▸ **What is being asked**
Using the data below, determine the number of lines that include the string "React". Write only that number.

▸ **Dataset content**
* * *
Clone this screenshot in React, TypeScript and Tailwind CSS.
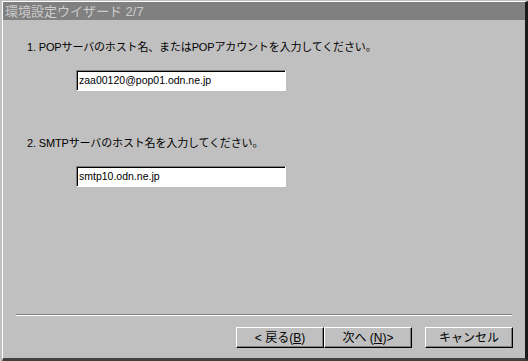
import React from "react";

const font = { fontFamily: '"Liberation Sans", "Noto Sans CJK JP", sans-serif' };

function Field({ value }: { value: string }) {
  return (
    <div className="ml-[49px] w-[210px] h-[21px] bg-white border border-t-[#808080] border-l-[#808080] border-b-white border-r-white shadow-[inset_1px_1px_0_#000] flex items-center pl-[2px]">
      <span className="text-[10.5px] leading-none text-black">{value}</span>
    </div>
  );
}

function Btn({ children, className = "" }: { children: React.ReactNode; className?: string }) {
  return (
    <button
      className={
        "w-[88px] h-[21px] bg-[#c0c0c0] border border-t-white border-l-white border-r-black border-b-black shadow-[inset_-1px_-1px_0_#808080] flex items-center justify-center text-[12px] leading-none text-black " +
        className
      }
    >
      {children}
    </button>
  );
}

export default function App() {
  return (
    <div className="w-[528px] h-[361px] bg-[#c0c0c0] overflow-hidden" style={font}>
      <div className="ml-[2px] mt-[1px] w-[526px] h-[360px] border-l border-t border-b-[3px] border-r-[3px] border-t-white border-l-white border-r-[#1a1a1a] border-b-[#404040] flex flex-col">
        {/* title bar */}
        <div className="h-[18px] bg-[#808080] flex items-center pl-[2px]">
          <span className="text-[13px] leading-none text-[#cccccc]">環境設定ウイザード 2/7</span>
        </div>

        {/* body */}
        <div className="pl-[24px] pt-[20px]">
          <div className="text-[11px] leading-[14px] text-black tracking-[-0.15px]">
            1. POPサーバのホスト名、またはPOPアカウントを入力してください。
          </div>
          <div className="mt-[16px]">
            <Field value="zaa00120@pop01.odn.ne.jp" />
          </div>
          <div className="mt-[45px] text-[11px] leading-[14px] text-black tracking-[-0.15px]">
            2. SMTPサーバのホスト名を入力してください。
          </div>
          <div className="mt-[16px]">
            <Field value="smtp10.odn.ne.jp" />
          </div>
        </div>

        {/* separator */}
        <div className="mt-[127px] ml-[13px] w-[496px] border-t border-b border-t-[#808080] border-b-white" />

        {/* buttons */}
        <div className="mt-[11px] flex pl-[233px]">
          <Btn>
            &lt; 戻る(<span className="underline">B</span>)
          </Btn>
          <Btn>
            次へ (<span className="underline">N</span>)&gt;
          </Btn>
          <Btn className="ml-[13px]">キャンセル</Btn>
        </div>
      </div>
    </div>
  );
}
* * *
▸ **Answer below**
3